Outros pedestres que passam por aquela rua com a mesma freqüência, também já se acostumaram com a presença do rapaz da esquina, e, também o cumprimentam com um 'bom dia' mas, como eu, não ousam perturbá-lo com nenhuma pergunta indiscreta sobre sua atividade observatória. A vida em grandes cidades pode ser vazia e solitária, mesmo para aqueles que busquem preenchê-la de modo nem sempre produtivo. O ócio é a ocupação dos gênios, penso eu. Nenhuma grande obra ou pensamento foi desenvolvido durante as atividades de alguém muito ocupado. Trata-se de uma lei natural das coisas, uma espécie de equilíbrio dentro do universo, enquanto alguns trabalham muito, outros se ocupam em ver passar o tempo.

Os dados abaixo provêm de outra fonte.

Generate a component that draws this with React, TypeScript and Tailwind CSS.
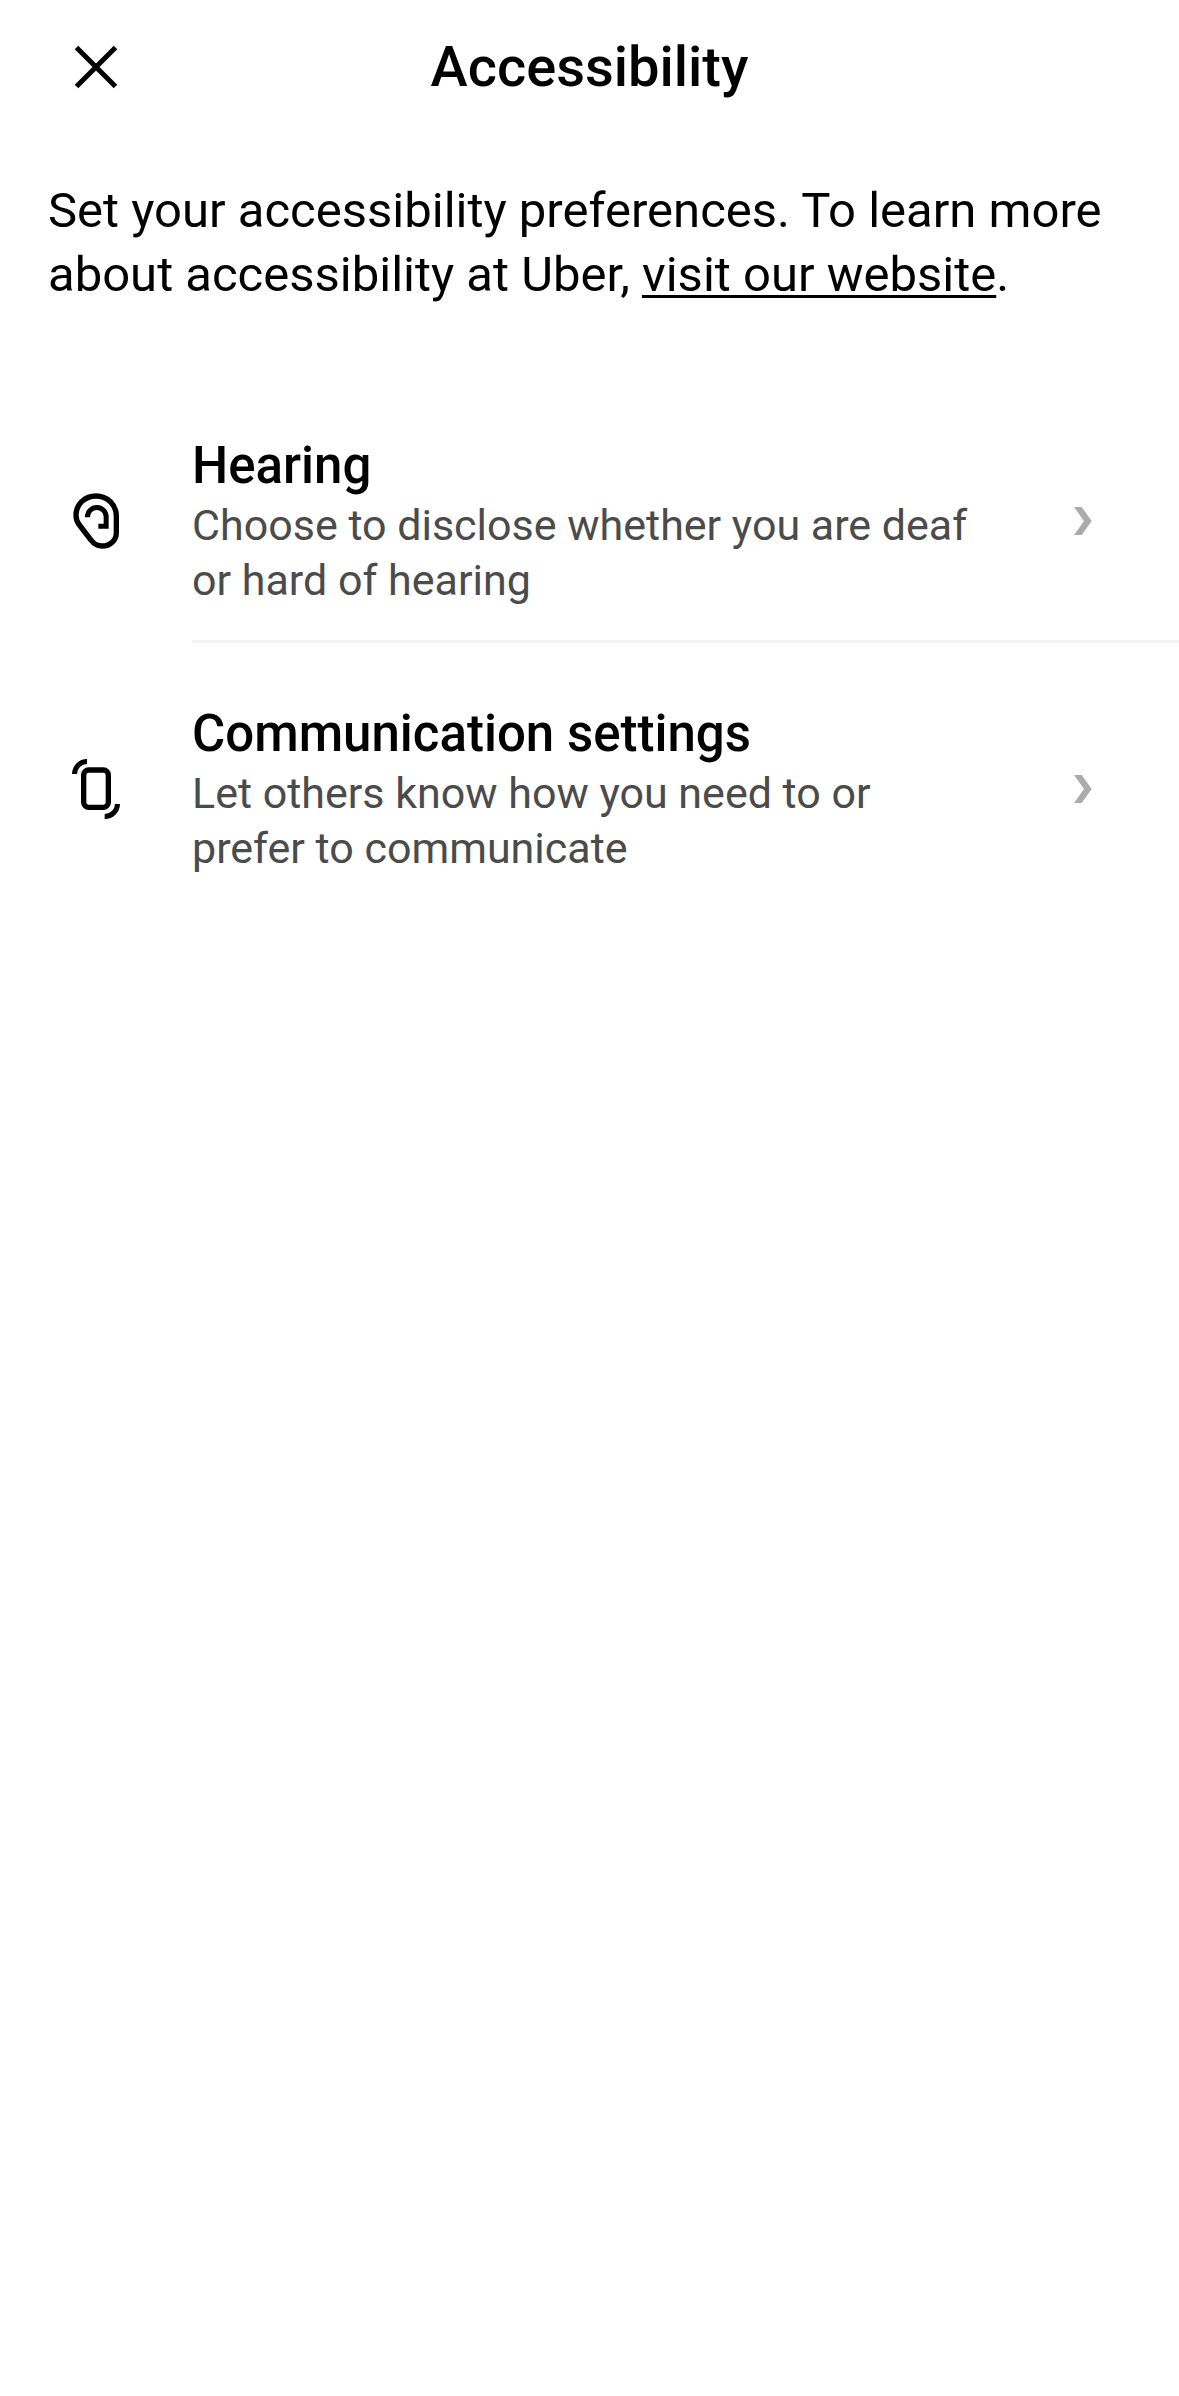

Outro dia eu fui em minha peregrinação em direção ao mercado, quando deparei com meu personagem em seu habitual posto de observação. Fazia semanas que eu não fazia isto, e foi como encontrar um velho conhecido. Era uma tarde, o que justificava a sombra em seu local preferido. Desta vez ele não estava só. Sentada numa cadeira de armar de metal ao seu lado, estava uma empertigada senhora de idade. Não tive dúvidas que aquela era a sua mãe. Seus cabelos já eram brancos feito algodão, e o seu corpo magro e frágil lembrava uma porcelana fina. Como toda velhinha, ela estava arrumada e perfumada para um passeio. Ao contrário de seu filho sentado ao seu lado, que assistia vigilante o movimento da rua, seu olhar era indiferente e abandonado, alheio a tudo aquilo. Não havia movimento ou expressão em seu rosto, apenas aquele olhar triste e senil. Os dois não trocavam palavra que fosse, nem olhar ou gesto que indicasse algum tipo de interação social, embora um observador atento não deixasse de perceber o laço que unia mãe e filho naquele momento de ternura e solidariedade.

Rio Vermelho, 25 de novembro de 2009.